Gulf States Paper Corporation has filed a response to plaintiffs’ motion stating that it has already provided industry information to the eighth month of the 1978 fiscal year so that plaintiffs’ motion is inapplicable to it. Packaging Corporation of America has filed a response stating that, it has followed plaintiffs’ compromise suggestion by providing industry information through 1976. Weyerhauser Corporation has filed a response stating that it has answered the interrogatories at issue without regard to any time period objection. Plaintiffs admit in their reply memorandum that Gulf States Paper Corporation interposed no objection to the time period covered by plaintiffs’ industry information interrogatories and that Gulf States fully answered the interrogatories. Plaintiffs in their reply memorandum further state that Packaging Corporation and the Weyerhauser Corporation, like the other defendants, communicated by letter of Mr. Shamberg, chairman of defendants’ second wave discovery subcommittee, that their interrogatory answers do not represent a waiver of the objection to providing industry information for the post-1974 period. Plaintiffs state that if Weyerhauser Corporation and Packaging Corporation are now withdrawing their objections in toto, then the. need for a court order as to these defendants is obviated. We have received no further memoranda from these defendants. To the extent that these defendants have not answered for the post-1974 period, this order will bind them to do so.

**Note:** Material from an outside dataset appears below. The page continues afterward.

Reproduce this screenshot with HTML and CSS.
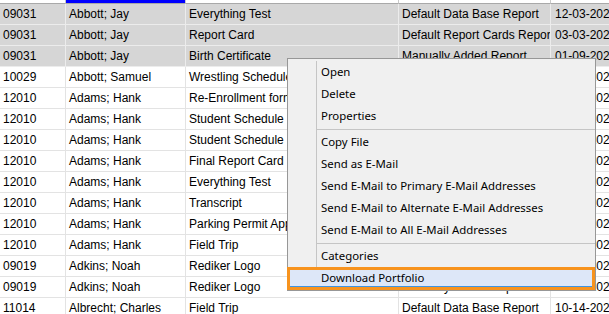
FILE: index.html
```html
<!DOCTYPE html>
<html lang="en">
<head>
    <meta charset="UTF-8">
    <meta name="viewport" content="width=device-width, initial-scale=1.0">
    <title>Student Reports</title>
    <link rel="stylesheet" href="styles.css">
</head>
<body>

    <div class="grid">
        <!-- Header strip (mostly scrolled away) -->
        <div class="row head">
            <div class="cell"></div>
            <div class="cell sorted"></div>
            <div class="cell"></div>
            <div class="cell"></div>
            <div class="cell"></div>
        </div>

        <div class="row sel">
            <div class="cell">09031</div>
            <div class="cell">Abbott; Jay</div>
            <div class="cell">Everything Test</div>
            <div class="cell">Default Data Base Report</div>
            <div class="cell">12-03-2020</div>
        </div>
        <div class="row sel">
            <div class="cell">09031</div>
            <div class="cell">Abbott; Jay</div>
            <div class="cell">Report Card</div>
            <div class="cell">Default Report Cards Report</div>
            <div class="cell">03-03-2021</div>
        </div>
        <div class="row sel">
            <div class="cell">09031</div>
            <div class="cell">Abbott; Jay</div>
            <div class="cell">Birth Certificate</div>
            <div class="cell">Manually Added Report</div>
            <div class="cell">01-09-2021</div>
        </div>
        <div class="row">
            <div class="cell">10029</div>
            <div class="cell">Abbott; Samuel</div>
            <div class="cell">Wrestling Schedule</div>
            <div class="cell">Manually Added Report</div>
            <div class="cell">10-14-2021</div>
        </div>
        <div class="row">
            <div class="cell">12010</div>
            <div class="cell">Adams; Hank</div>
            <div class="cell">Re-Enrollment form</div>
            <div class="cell">Manually Added Report</div>
            <div class="cell">10-14-2021</div>
        </div>
        <div class="row">
            <div class="cell">12010</div>
            <div class="cell">Adams; Hank</div>
            <div class="cell">Student Schedule</div>
            <div class="cell">Default Data Base Report</div>
            <div class="cell">10-14-2021</div>
        </div>
        <div class="row">
            <div class="cell">12010</div>
            <div class="cell">Adams; Hank</div>
            <div class="cell">Student Schedule</div>
            <div class="cell">Default Data Base Report</div>
            <div class="cell">10-14-2021</div>
        </div>
        <div class="row">
            <div class="cell">12010</div>
            <div class="cell">Adams; Hank</div>
            <div class="cell">Final Report Card</div>
            <div class="cell">Default Report Cards Report</div>
            <div class="cell">10-14-2021</div>
        </div>
        <div class="row">
            <div class="cell">12010</div>
            <div class="cell">Adams; Hank</div>
            <div class="cell">Everything Test</div>
            <div class="cell">Default Data Base Report</div>
            <div class="cell">10-14-2021</div>
        </div>
        <div class="row">
            <div class="cell">12010</div>
            <div class="cell">Adams; Hank</div>
            <div class="cell">Transcript</div>
            <div class="cell">Default Data Base Report</div>
            <div class="cell">10-14-2021</div>
        </div>
        <div class="row">
            <div class="cell">12010</div>
            <div class="cell">Adams; Hank</div>
            <div class="cell">Parking Permit Application</div>
            <div class="cell">Manually Added Report</div>
            <div class="cell">10-14-2021</div>
        </div>
        <div class="row">
            <div class="cell">12010</div>
            <div class="cell">Adams; Hank</div>
            <div class="cell">Field Trip</div>
            <div class="cell">Default Data Base Report</div>
            <div class="cell">10-14-2021</div>
        </div>
        <div class="row">
            <div class="cell">09019</div>
            <div class="cell">Adkins; Noah</div>
            <div class="cell">Rediker Logo</div>
            <div class="cell">Manually Added Report</div>
            <div class="cell">10-14-2021</div>
        </div>
        <div class="row">
            <div class="cell">09019</div>
            <div class="cell">Adkins; Noah</div>
            <div class="cell">Rediker Logo</div>
            <div class="cell">Manually Added Report</div>
            <div class="cell">10-14-2021</div>
        </div>
        <div class="row">
            <div class="cell">11014</div>
            <div class="cell">Albrecht; Charles</div>
            <div class="cell">Field Trip</div>
            <div class="cell">Default Data Base Report</div>
            <div class="cell">10-14-2021</div>
        </div>
    </div>

    <!-- Right-click menu -->
    <ul class="context-menu">
        <li>Open</li>
        <li>Delete</li>
        <li>Properties</li>
        <li class="sep"></li>
        <li>Copy File</li>
        <li>Send as E-Mail</li>
        <li>Send E-Mail to Primary E-Mail Addresses</li>
        <li>Send E-Mail to Alternate E-Mail Addresses</li>
        <li>Send E-Mail to All E-Mail Addresses</li>
        <li class="sep"></li>
        <li>Categories</li>
        <li class="hot">Download Portfolio</li>
    </ul>

</body>
</html>
```

FILE: styles.css
```css
body {
    margin: 0;
    padding: 0;
    width: 609px;
    height: 314px;
    overflow: hidden;
    position: relative;
    background-color: #fff;
    font-family: "Liberation Sans", Arial, sans-serif;
    font-size: 12px;
    color: #000;
}

.grid {
    width: 700px;
}

.row {
    display: grid;
    grid-template-columns: 66px 120px 213px 152px 149px;
    height: 21px;
}

.cell {
    box-sizing: border-box;
    height: 21px;
    line-height: 20px;
    padding-left: 3px;
    border-right: 1px solid #e3e3e3;
    border-bottom: 1px solid #e3e3e3;
    white-space: nowrap;
    overflow: hidden;
}

.row .cell:last-child {
    padding-left: 4px;
}

.row.head {
    height: 4px;
}

.row.head .cell {
    height: 4px;
    border-right-color: #c9c9c9;
    border-bottom-color: #a9a9a9;
}

.row.head .cell.sorted {
    background-color: #0000ff;
}

.row.sel .cell {
    background-color: #d6d6d6;
    border-color: #ececec;
}

/* context menu */
.context-menu {
    position: absolute;
    left: 287px;
    top: 58px;
    width: 307px;
    margin: 0;
    padding: 2px 0 1px;
    list-style: none;
    background-color: #f0f0f0;
    border: 1px solid #979797;
    font-family: "Noto Sans", "Open Sans", sans-serif;
    font-size: 11.4px;
}

.context-menu::before {
    content: "";
    position: absolute;
    left: 28px;
    top: 2px;
    bottom: 1px;
    width: 1px;
    background-color: #c5c5c5;
}

.context-menu li {
    position: relative;
    height: 22px;
    line-height: 22px;
    padding-left: 33px;
    white-space: nowrap;
}

.context-menu li.sep {
    height: 4px;
    padding: 0;
}

.context-menu li.sep::before {
    content: "";
    position: absolute;
    left: 28px;
    right: 0;
    top: 2px;
    height: 1px;
    background-color: #c5c5c5;
}

.context-menu li.hot {
    background-color: #dde7f8;
}

.context-menu li.hot::after {
    content: "";
    position: absolute;
    left: -1px;
    right: 0;
    top: 0;
    bottom: -1px;
    border: 3px solid #f7931e;
    box-shadow: inset 0 -1px 0 #3d94e3;
}
```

"Relates to” and Pertaining in any respect to”
Defendants object to the use of the phrase “relates to” in interrogatory 5 and the phrase “pertaining in any respect to” in interrogatories 10 and 12. They object on the grounds that 1) plaintiffs have not acted in a reciprocal manner to replace the more precise term “records or refers” for the overly broad and unlimited phrases used *256as defendants previously did in their discovery requests upon plaintiffs’ objection, 2) the phrases used are overbroad and vague, and 3) the phrases used require a subjective determination to be made in each instance as to the information to be released.
We would have expected plaintiffs to have acted in a reciprocal manner by accepting a compromise on their industry information interrogatories that defendants in previous discovery requests accepted at plaintiffs’ urging. In the future, we think that minor disputes like the one here over phraseology should be resolved by the parties without the necessity of a court order. Nonetheless, the wording used by the plaintiffs in the interrogatories is appropriate, and defendants will not be prejudiced because we doubt that plaintiffs will obtain substantially more information by the phrases they seek to use.
Although the search for information using the phrase “records or refers” may be more precise and definite, the court finds that the phraseology used by the plaintiffs gives the defendants a clear indication of the information to be included in their answer. 8 Wright & Miller, supra, § 2168, at 515. The cases that the defendants cite where similar phraseology was rejected as overly broad are inapplicable because in those cases the phraseology was coupled with a request for all information or all documents. See Deering Milliken Research Corp. v. Tex-Elastic Corp., 320 F.Supp. 806, 811 (D.S.C.1970); Mort v. A/S D/S Svenborg, 41 F.R.D. 225, 227 (E.D.Pa.1966). Here, plaintiffs make no expansive, over-broad definition of the documents sought, specifically enumerating the types of documents sought.
Defendants further contend that plaintiffs’ phraseology improperly requires a subjectivé determination of the information to be released. Because interrogatories need not be framed in terms of technical precision, the court finds that the interrogatories are not unduly vague and that the use of “relating to” and “pertaining in any respect to” do not make the interrogatories too indefinite to answer. See Struthers Scientific & International Corp. v. General Foods Corp., 45 F.R.D. 375, 379 (S.D.Tex. 1968). Furthermore, interrogatories using “relating to” and “with respect to” have been used in the electrical equipment conspiracy cases, Bane, supra at 460-61, 463; are recommended to be used in the Manual of Complex Litigation, Appendix of Materials 2.00, at 233 (Rev.ed.1977); and have been approved in Roto-Finish Co. v. Ultramatic Equipment Co., 60 F.R.D. 571, 572 (N.D.Ill.1973). Because of this weight of authority and the sufficient definiteness of the phraseology used coupled with the specifically enumerated categories of economic industry information sought, we will overrule defendants’ objections to the interrogatories at issue.
For the reasons stated, it is therefore ordered that defendants’ objections are overruled, plaintiffs’ motion is granted, and defendants are directed to answer the interrogatories as propounded.
It is ordered that the Coordinating Secretaries furnish their co-counsel with copies of this Memorandum and Order.
Mr. Eugene Blankenheim, a vice-president of Diamond International Corporation, testified during his deposition that Diamond’s folding carton operations have become unprofitable as a whole during the past three years. The Diamond corporation closed two of its six folding carton plants in 1977 and early 1978. (Blank-enheim deposition at 11-14). The Wall Street Journal of Wednesday, April 19, 1978, at 16, revealed that the Alton Box Board Company *255reported to its shareholders that the company “posted a $230,000 loss in the first quarter even though sales rose 8.8% to $64.4 million, with ‘price wars’ depressing profit margins.” Although we herein make no judgment whether there was a price-fixing conspiracy, the above suggests the need for discovery of post-1974 industry information.